Benchmark against recent arm's-length sales of functionally similar industrial properties. Adjustments are made for differences in size, age, clear height, dock doors, lot size, and location. The 18 qualified Centennial sales in this dataset provide a local anchor — but the sample is small enough that individual outliers have meaningful influence.
Estimate replacement cost of the building (new construction cost per square foot for tilt-up, steel frame, or other construction type), subtract accrued depreciation (physical, functional, external), and add land value. Most relevant for newer specialized facilities where little comparable sales data exists, or for owner-occupied single-use buildings.
Centennial's industrial inventory is concentrated in business-park and industrial zones administered by both the City of Centennial and Arapahoe County (for unincorporated parcels). Permitted uses, setbacks, FAR limits, and truck-route designations differ by zone and directly affect what a site can accommodate — which in turn affects its market value. Always verify zoning with the applicable jurisdiction before pricing a site.
Positioned along the I-25 corridor — one of the Front Range's primary freight arteries — Centennial industrial properties offer reach to downtown Denver (roughly 15 miles north), Colorado Springs (roughly 60 miles south), and DIA (roughly 30 miles via E-470 or Pena Blvd). This multi-directional access is a genuine operational benefit that industrial tenants price into lease decisions, and those lease decisions ultimately underpin building values.

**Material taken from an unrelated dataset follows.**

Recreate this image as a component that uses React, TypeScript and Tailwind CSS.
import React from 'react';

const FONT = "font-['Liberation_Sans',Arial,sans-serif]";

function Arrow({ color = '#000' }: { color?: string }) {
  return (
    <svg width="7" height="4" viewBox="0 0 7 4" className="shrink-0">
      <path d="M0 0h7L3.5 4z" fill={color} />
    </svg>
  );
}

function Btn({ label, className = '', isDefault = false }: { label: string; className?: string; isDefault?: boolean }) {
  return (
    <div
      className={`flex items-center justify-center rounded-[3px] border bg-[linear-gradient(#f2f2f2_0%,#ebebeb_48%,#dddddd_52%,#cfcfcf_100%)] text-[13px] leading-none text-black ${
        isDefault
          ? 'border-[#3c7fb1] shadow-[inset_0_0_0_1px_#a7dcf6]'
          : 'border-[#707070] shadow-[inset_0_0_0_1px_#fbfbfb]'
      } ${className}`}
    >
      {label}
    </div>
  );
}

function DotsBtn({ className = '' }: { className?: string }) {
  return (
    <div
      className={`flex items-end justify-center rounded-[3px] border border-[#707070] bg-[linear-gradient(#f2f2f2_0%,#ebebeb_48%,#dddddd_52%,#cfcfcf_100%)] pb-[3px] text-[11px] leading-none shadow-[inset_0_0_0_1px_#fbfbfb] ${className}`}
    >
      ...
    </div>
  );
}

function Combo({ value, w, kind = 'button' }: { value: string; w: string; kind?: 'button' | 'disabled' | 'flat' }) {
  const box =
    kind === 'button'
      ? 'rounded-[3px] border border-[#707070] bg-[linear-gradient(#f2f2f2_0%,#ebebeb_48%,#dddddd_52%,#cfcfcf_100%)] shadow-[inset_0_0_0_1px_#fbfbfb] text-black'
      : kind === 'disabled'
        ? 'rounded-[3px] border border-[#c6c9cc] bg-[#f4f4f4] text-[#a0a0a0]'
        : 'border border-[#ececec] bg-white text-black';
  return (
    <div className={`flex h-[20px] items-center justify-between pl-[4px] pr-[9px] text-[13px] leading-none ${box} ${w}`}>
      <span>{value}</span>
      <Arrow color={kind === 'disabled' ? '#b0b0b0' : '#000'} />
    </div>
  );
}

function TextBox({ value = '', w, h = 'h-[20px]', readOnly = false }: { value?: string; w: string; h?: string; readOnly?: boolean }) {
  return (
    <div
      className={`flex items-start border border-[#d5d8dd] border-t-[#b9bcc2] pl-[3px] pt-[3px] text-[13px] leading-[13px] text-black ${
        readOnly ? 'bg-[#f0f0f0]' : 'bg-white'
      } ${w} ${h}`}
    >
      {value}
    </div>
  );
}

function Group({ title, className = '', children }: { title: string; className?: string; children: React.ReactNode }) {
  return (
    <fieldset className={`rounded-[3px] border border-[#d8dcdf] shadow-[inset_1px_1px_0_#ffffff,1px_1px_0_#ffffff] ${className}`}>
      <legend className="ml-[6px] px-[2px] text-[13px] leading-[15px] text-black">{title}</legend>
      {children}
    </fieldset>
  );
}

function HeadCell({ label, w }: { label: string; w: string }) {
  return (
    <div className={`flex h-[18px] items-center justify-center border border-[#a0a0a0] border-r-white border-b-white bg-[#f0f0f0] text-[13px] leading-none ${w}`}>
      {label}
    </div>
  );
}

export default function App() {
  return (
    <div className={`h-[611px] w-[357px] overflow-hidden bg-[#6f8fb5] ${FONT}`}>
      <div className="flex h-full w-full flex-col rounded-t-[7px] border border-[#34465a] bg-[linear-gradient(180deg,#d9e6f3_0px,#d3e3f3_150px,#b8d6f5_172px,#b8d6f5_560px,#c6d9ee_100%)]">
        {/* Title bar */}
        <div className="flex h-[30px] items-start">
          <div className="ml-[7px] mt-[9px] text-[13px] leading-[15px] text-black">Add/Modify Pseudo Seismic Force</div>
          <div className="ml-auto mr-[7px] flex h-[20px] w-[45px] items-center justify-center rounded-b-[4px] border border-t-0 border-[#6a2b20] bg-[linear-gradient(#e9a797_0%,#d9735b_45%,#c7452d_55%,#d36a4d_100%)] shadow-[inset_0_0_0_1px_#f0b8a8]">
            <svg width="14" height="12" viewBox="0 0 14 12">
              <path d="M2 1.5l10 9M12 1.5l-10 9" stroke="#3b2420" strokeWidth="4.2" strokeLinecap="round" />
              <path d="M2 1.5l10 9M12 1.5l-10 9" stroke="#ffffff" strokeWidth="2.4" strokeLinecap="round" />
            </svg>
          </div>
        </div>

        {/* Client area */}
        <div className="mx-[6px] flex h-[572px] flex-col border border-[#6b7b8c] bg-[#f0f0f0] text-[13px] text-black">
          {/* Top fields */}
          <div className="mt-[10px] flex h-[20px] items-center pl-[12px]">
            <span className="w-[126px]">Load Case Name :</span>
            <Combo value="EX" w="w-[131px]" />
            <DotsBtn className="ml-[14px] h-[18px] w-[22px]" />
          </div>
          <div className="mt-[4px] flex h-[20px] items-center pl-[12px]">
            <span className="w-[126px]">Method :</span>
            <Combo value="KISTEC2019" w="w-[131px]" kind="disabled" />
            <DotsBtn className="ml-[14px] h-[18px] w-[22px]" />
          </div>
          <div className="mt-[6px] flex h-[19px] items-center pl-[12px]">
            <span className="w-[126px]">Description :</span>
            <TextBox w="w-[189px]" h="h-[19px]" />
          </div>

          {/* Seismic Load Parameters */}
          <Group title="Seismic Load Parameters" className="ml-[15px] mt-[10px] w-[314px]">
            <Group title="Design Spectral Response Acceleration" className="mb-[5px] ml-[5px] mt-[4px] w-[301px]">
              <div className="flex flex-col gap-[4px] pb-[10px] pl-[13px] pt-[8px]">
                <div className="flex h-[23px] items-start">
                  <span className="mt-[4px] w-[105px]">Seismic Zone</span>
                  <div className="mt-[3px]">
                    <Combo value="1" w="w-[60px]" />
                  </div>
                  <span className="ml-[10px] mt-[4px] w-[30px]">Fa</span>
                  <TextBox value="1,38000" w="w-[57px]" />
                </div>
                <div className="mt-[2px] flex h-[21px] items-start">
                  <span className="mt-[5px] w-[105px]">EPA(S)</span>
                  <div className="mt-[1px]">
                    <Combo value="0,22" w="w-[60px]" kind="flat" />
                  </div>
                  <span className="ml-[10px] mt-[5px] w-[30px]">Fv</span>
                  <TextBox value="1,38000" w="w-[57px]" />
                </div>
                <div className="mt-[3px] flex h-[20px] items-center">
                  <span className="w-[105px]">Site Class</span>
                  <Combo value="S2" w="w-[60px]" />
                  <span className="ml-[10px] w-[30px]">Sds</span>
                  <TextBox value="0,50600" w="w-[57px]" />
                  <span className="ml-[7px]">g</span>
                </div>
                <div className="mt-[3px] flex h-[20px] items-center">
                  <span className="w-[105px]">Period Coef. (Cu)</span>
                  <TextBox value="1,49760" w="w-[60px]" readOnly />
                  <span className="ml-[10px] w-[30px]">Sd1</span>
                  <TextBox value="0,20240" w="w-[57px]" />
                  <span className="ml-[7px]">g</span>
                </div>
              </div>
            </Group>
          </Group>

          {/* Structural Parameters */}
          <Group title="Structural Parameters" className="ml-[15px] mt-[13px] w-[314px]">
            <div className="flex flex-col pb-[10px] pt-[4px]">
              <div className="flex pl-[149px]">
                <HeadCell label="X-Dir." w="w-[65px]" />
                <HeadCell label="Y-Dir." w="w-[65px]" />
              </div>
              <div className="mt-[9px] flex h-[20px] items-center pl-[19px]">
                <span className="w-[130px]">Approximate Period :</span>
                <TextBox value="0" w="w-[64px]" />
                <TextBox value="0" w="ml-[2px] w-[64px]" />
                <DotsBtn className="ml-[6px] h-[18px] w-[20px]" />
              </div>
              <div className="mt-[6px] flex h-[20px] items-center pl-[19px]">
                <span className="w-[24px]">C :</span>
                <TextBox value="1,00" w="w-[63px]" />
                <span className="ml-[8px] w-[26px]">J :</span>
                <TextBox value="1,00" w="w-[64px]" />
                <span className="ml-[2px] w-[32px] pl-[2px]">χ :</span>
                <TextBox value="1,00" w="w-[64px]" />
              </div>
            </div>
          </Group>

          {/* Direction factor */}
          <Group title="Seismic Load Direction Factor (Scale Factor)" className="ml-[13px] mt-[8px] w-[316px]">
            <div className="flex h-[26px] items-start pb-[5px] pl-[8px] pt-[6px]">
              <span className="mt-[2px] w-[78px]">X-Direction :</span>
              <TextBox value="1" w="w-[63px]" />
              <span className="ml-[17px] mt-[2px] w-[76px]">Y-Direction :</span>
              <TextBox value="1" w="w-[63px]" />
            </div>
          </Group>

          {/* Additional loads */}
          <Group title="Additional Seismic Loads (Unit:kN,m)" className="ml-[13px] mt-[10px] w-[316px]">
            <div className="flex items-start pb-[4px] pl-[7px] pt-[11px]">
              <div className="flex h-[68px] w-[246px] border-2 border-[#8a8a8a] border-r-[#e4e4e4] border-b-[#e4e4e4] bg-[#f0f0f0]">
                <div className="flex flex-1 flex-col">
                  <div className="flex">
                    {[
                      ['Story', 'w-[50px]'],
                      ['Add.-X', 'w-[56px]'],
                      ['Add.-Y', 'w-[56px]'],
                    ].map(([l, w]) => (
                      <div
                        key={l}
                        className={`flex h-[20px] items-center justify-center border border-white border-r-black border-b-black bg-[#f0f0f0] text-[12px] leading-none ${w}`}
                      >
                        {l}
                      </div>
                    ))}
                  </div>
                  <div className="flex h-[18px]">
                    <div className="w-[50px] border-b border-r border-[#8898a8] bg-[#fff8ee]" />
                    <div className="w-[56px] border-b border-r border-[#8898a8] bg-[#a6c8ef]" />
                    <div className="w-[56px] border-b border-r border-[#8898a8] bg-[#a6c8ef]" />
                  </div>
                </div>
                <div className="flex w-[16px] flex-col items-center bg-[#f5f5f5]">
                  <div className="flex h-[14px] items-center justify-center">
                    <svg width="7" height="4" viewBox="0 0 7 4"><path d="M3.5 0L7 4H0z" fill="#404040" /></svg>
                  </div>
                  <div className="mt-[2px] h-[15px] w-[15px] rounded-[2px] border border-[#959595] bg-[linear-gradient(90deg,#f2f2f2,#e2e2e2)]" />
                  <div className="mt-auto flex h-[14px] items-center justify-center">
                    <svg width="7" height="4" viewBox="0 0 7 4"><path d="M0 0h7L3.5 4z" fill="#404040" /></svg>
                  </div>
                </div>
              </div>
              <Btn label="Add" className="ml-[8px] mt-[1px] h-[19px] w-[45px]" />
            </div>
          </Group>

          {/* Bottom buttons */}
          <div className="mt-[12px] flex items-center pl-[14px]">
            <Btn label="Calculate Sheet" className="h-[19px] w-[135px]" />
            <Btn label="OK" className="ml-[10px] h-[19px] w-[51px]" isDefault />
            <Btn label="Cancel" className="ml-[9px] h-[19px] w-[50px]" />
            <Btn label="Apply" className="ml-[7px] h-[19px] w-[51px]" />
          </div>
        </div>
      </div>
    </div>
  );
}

E-470 provides an eastern beltway alternative that reduces congestion exposure for time-sensitive distribution. Properties close to E-470 interchanges are particularly attractive to e-commerce and same-day delivery operators who value transit-time predictability. That tenant preference tends to support lease rates — and by extension, investment values — near those access points.
The area also benefits from a skilled logistics and light-manufacturing workforce drawing from surrounding communities in Arapahoe and Douglas counties. Employer access to labor is a softer but real factor in site selection, and it matters when projecting long-term occupancy stability for income-approach underwriting.

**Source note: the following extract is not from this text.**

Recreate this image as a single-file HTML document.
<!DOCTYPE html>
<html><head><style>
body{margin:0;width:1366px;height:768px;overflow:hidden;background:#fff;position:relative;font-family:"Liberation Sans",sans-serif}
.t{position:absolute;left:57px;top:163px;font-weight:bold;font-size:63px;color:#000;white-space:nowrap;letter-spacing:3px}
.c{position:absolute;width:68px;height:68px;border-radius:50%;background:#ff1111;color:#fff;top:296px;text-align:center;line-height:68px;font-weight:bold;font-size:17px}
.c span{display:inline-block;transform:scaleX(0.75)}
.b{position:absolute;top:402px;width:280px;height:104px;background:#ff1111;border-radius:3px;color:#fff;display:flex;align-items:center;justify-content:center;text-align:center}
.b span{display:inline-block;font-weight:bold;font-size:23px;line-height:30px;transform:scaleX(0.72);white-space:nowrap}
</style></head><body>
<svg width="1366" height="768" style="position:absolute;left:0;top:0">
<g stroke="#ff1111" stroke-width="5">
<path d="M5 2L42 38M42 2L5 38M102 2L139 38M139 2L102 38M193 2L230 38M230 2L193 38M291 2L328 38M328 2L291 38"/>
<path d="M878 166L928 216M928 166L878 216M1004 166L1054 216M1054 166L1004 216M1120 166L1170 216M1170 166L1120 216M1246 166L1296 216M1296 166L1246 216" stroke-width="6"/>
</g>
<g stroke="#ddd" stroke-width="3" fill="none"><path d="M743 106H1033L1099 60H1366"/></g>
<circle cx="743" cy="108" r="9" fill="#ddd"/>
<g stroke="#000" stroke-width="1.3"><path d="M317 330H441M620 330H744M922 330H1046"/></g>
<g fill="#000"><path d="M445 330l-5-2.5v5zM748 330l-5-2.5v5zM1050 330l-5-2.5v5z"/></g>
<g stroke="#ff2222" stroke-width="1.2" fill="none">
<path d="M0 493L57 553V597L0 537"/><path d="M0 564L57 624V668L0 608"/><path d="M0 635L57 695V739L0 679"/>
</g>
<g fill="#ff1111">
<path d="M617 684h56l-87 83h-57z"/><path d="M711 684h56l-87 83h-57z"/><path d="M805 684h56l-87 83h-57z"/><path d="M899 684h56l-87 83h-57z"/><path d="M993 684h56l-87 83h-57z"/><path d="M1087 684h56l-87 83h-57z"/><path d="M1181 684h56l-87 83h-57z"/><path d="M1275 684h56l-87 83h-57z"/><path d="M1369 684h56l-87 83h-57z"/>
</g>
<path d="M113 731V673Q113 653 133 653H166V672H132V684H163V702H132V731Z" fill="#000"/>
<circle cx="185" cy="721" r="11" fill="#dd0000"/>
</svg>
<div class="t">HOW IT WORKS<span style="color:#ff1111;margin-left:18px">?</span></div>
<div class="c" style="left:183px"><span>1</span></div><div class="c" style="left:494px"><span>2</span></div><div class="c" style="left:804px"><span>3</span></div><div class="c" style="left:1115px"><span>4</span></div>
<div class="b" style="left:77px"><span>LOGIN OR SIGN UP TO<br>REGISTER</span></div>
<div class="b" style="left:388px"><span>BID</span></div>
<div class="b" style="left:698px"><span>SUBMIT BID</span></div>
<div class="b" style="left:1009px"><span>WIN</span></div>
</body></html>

Use the request form with your property address, building size, construction type, and any known lease information. More detail enables a more specific analysis.
We query Arapahoe County assessor and clerk records for arm's-length industrial sales that are functionally comparable — matching on size range, construction type, and micro-location.

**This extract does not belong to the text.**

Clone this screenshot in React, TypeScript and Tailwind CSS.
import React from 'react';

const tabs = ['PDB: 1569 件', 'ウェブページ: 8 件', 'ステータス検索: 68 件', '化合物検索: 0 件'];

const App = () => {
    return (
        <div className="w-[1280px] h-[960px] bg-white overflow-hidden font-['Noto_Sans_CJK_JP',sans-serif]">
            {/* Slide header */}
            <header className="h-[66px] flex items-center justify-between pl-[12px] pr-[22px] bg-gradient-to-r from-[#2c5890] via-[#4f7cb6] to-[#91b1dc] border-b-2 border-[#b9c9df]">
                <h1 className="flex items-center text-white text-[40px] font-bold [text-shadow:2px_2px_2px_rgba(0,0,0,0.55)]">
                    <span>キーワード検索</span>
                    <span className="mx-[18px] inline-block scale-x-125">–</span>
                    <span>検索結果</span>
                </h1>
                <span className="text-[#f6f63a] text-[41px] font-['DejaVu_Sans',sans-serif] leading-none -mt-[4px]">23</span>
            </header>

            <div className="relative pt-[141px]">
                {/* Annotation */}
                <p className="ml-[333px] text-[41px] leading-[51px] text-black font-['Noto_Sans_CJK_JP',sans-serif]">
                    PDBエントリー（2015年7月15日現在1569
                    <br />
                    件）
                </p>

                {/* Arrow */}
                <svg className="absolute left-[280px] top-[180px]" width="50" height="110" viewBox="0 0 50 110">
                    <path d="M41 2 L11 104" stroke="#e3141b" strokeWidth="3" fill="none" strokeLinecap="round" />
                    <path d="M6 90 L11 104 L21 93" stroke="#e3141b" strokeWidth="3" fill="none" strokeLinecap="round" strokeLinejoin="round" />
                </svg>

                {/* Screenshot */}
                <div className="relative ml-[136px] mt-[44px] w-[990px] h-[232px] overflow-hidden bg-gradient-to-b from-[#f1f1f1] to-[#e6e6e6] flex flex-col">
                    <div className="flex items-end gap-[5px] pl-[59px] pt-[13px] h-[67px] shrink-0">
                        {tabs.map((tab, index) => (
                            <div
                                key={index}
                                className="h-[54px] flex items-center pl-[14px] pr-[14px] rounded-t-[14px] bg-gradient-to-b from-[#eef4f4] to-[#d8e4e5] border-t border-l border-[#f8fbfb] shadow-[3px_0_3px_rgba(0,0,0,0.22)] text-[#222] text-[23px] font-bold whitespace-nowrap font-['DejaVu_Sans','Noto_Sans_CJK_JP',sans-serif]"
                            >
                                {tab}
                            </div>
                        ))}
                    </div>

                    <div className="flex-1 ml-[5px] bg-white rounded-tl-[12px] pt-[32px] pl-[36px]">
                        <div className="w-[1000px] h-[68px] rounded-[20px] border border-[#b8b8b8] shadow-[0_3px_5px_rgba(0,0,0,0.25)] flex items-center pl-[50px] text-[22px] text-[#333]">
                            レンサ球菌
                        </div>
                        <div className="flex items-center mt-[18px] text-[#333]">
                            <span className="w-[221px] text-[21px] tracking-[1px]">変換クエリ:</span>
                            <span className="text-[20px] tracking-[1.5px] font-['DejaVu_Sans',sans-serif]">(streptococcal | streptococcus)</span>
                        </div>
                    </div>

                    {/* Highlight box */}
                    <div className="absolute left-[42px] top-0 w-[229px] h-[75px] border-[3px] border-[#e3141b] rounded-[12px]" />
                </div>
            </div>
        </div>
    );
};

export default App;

We check the subject property's assessed value history, zoning designation, permitted uses, and any recorded instruments that affect marketability or title.
You receive a written summary of comparable sales, assessor context, relevant zoning notes, and a qualitative value range with methodology notes — not a certified appraisal, but a substantive research foundation.
Note: Colorado Land Use produces research summaries, not certified appraisals. For appraisal reports required for financing, litigation, or formal transactions, engage a Colorado-licensed certified general appraiser.